» **Do this**: Work through the listing below and count the lines that hold "React". Answer with the number alone.

--------------------

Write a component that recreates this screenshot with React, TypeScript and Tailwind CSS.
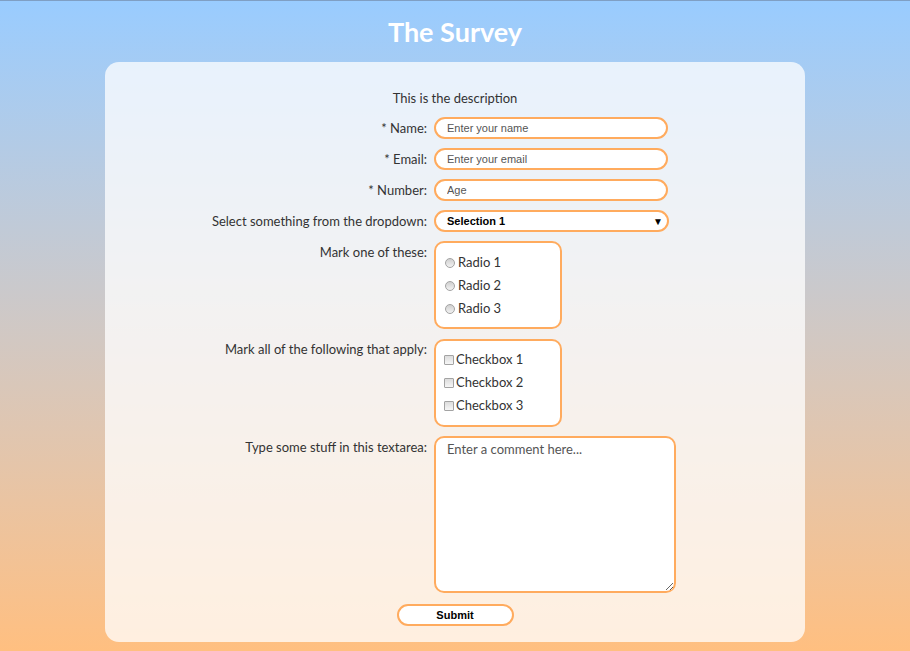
import React from 'react';

const field =
    'w-[234px] h-[22px] rounded-full border-2 border-[#ffab5e] bg-white pl-[11px] text-[11px] text-[#222] outline-none placeholder:text-[#555] font-["Liberation_Sans",Arial,sans-serif]';

const Row: React.FC<{ label: string; children: React.ReactNode }> = ({ label, children }) => (
    <div className="flex items-start">
        <label className="w-[329px] shrink-0 pr-[7px] text-right text-[13px] leading-[22px] text-[#333]">{label}</label>
        {children}
    </div>
);

const Radio = () => (
    <span className="inline-block w-[10px] h-[10px] rounded-full border border-[#a3a3a3] bg-gradient-to-b from-[#cfcfcf] to-[#f2f2f2]"></span>
);

const Check = () => (
    <span className="inline-block w-[10px] h-[10px] rounded-[1px] border border-[#a3a3a3] bg-gradient-to-b from-[#dcdcdc] to-[#f6f6f6]"></span>
);

const App: React.FC = () => {
    return (
        <div className="min-h-screen border-t border-[#7f9fc4] bg-gradient-to-b from-[#99ccff] to-[#ffbf80] pb-[9px] font-['Lato','Open_Sans',sans-serif]">
            <h1 className="pt-[15px] pb-[14px] text-center text-[27px] font-bold leading-[32px] text-white">The Survey</h1>

            <div className="mx-auto w-[700px] rounded-[14px] bg-white/75 pt-[26px] pb-[16px]">
                <p className="text-center text-[13px] leading-[20px] text-[#333]">This is the description</p>

                <form className="mt-[9px] flex flex-col gap-[9px]" onSubmit={(e) => e.preventDefault()}>
                    <Row label="* Name:">
                        <input className={field} placeholder="Enter your name" />
                    </Row>
                    <Row label="* Email:">
                        <input className={field} placeholder="Enter your email" />
                    </Row>
                    <Row label="* Number:">
                        <input className={field} placeholder="Age" />
                    </Row>
                    <Row label="Select something from the dropdown:">
                        <div className="flex w-[235px] h-[22px] items-center justify-between rounded-full border-2 border-[#ffab5e] bg-white pl-[11px] pr-[4px] font-['Liberation_Sans',Arial,sans-serif] text-[11px] font-bold text-black">
                            <span>Selection 1</span>
                            <span className="text-[10px]">▼</span>
                        </div>
                    </Row>

                    <Row label="Mark one of these:">
                        <div className="flex h-[88px] w-[128px] flex-col rounded-[10px] border-2 border-[#ffab5e] bg-white pl-[9px] pt-[8px]">
                            {['Radio 1', 'Radio 2', 'Radio 3'].map((r) => (
                                <div key={r} className="flex h-[23px] items-center gap-[3px] text-[13px] text-[#333]">
                                    <Radio />
                                    <span>{r}</span>
                                </div>
                            ))}
                        </div>
                    </Row>

                    <Row label="Mark all of the following that apply:">
                        <div className="mt-[1px] flex h-[88px] w-[128px] flex-col rounded-[10px] border-2 border-[#ffab5e] bg-white pl-[8px] pt-[7px]">
                            {['Checkbox 1', 'Checkbox 2', 'Checkbox 3'].map((c) => (
                                <div key={c} className="flex h-[23px] items-center gap-[2px] text-[13px] text-[#333]">
                                    <Check />
                                    <span>{c}</span>
                                </div>
                            ))}
                        </div>
                    </Row>

                    <Row label="Type some stuff in this textarea:">
                        <textarea
                            className="h-[157px] w-[242px] rounded-[10px] border-2 border-[#ffab5e] bg-white px-[11px] pt-[2px] text-[13px] text-[#333] outline-none placeholder:text-[#555]"
                            placeholder="Enter a comment here..."
                        />
                    </Row>

                    <div className="mt-[2px] flex justify-center">
                        <button
                            type="submit"
                            className="h-[22px] w-[117px] rounded-full border-2 border-[#ffab5e] bg-white font-['Liberation_Sans',Arial,sans-serif] text-[11px] font-bold text-black"
                        >
                            Submit
                        </button>
                    </div>
                </form>
            </div>
        </div>
    );
};

export default App;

--------------------

» **Exercise answer**: 4